▸ **What is needed**: Exactly as written, write out the lines below from the first to the one containing "w-[647px] h-[504px] overflow-hidden", inclusive. Pictures do not belong in the copy.

▸ **Raw data**:

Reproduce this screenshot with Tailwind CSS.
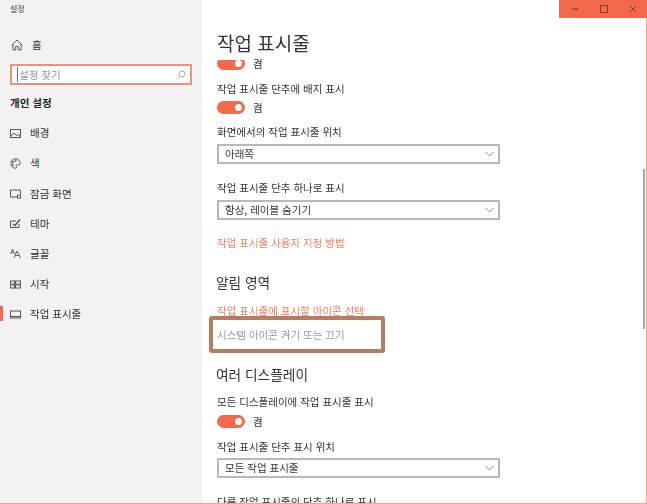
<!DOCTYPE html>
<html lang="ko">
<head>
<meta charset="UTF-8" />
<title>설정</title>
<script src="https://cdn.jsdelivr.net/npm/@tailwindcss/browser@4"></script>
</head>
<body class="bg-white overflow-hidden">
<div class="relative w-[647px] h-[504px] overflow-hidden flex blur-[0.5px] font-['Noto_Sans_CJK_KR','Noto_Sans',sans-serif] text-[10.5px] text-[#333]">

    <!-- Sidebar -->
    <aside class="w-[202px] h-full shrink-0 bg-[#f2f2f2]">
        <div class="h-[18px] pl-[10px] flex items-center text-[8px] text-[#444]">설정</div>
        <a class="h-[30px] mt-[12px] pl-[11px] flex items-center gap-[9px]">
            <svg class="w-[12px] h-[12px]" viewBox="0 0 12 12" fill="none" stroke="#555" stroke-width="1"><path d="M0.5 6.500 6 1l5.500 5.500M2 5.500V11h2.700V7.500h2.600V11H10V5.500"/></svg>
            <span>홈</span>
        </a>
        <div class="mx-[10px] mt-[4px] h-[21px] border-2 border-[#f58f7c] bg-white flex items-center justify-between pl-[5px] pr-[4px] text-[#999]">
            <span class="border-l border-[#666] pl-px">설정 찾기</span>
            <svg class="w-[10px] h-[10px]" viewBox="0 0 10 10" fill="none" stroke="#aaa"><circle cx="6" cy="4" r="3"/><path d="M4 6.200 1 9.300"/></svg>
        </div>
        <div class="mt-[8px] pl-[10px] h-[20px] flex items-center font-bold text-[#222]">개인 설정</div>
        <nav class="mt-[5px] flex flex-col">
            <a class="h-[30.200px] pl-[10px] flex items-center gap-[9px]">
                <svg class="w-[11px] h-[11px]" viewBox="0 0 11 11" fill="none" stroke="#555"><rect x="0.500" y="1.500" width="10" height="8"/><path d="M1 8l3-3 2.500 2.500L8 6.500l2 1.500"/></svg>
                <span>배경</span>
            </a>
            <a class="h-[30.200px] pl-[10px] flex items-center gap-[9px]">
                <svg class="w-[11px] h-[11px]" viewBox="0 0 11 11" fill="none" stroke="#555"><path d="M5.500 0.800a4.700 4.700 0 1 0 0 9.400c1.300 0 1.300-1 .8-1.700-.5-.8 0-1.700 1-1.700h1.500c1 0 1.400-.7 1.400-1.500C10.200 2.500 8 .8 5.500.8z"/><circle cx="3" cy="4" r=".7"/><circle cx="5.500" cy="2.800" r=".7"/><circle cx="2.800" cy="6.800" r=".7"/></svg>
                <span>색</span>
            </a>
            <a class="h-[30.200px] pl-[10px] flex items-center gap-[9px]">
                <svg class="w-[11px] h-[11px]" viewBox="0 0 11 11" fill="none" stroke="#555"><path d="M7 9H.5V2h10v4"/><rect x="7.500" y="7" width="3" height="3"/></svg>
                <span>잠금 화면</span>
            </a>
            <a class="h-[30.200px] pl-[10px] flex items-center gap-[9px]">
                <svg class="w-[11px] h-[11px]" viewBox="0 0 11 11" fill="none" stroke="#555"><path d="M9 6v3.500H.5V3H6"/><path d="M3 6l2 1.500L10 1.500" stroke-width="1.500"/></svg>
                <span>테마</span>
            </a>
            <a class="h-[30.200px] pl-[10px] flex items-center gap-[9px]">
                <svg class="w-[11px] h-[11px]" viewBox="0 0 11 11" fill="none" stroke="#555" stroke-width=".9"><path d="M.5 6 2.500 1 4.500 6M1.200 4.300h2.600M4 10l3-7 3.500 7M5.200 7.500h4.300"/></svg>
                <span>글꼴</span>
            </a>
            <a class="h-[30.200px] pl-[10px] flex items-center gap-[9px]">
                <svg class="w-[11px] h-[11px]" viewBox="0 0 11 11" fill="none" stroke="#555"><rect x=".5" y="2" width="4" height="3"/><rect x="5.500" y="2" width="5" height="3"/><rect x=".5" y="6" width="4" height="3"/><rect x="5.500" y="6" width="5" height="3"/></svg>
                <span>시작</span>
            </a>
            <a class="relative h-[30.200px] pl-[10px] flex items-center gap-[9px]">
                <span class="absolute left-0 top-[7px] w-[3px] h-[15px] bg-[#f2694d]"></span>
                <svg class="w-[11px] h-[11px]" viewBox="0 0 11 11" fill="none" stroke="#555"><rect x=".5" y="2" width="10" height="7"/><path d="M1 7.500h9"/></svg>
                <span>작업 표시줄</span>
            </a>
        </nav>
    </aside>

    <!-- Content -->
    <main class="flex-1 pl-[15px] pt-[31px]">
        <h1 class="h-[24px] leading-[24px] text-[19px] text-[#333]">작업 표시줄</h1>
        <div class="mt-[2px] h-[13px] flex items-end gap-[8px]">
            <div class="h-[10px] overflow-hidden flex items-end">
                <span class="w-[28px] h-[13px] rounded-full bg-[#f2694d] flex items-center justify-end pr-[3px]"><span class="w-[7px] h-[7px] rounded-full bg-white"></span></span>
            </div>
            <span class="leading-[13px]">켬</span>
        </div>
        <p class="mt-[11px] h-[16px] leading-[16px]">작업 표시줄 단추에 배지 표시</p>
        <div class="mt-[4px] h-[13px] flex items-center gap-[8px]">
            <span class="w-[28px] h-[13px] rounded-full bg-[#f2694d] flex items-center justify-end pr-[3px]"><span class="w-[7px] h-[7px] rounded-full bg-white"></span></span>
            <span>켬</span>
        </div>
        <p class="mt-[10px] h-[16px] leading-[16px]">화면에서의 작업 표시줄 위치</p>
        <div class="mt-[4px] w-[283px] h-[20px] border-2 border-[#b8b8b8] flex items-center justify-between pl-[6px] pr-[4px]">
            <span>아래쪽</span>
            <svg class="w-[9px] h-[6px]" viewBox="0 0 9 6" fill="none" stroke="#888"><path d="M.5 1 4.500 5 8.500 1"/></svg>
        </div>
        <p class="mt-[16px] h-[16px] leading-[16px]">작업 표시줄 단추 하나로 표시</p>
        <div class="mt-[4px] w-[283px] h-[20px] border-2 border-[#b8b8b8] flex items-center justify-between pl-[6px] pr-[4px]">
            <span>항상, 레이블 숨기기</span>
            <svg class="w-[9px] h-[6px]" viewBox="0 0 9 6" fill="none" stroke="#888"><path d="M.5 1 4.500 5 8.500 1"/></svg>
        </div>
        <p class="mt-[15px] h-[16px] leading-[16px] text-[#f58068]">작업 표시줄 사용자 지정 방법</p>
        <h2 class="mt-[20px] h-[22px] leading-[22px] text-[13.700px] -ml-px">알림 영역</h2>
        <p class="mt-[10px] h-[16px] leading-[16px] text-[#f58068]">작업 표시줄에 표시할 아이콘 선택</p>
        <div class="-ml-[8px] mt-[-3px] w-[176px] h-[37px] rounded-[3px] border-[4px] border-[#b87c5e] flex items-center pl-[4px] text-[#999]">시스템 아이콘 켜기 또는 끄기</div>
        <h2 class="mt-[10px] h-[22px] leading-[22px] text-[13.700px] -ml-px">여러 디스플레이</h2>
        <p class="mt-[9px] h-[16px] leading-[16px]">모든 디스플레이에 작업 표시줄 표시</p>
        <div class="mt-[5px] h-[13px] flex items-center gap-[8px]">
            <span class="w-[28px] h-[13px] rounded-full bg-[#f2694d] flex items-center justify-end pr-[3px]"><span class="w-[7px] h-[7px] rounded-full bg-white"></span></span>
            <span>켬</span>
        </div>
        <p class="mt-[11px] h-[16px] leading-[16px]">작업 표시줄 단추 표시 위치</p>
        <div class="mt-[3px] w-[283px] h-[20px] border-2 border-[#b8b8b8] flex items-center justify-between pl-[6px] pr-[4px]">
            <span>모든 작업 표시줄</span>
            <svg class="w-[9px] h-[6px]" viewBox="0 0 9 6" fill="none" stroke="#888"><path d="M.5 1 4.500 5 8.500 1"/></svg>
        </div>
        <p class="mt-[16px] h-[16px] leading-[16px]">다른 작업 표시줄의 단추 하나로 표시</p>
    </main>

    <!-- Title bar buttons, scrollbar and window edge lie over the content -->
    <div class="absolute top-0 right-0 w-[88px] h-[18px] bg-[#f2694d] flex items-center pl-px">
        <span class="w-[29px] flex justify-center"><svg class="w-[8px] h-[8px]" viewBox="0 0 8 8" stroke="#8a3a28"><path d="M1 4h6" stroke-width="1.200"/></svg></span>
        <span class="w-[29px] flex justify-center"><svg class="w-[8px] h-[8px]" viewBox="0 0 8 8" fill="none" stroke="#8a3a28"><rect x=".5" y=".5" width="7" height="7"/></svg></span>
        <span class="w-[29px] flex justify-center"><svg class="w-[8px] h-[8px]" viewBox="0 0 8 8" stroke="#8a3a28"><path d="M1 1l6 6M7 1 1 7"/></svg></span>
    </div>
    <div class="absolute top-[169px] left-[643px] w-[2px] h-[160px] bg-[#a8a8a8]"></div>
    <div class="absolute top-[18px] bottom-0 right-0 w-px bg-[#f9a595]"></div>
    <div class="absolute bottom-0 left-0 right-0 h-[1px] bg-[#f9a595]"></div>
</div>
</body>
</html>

▸ **Solution to the exercise**:
Reproduce this screenshot with Tailwind CSS.
<!DOCTYPE html>
<html lang="ko">
<head>
<meta charset="UTF-8" />
<title>설정</title>
<script src="https://cdn.jsdelivr.net/npm/@tailwindcss/browser@4"></script>
</head>
<body class="bg-white overflow-hidden">
<div class="relative w-[647px] h-[504px] overflow-hidden flex blur-[0.5px] font-['Noto_Sans_CJK_KR','Noto_Sans',sans-serif] text-[10.5px] text-[#333]">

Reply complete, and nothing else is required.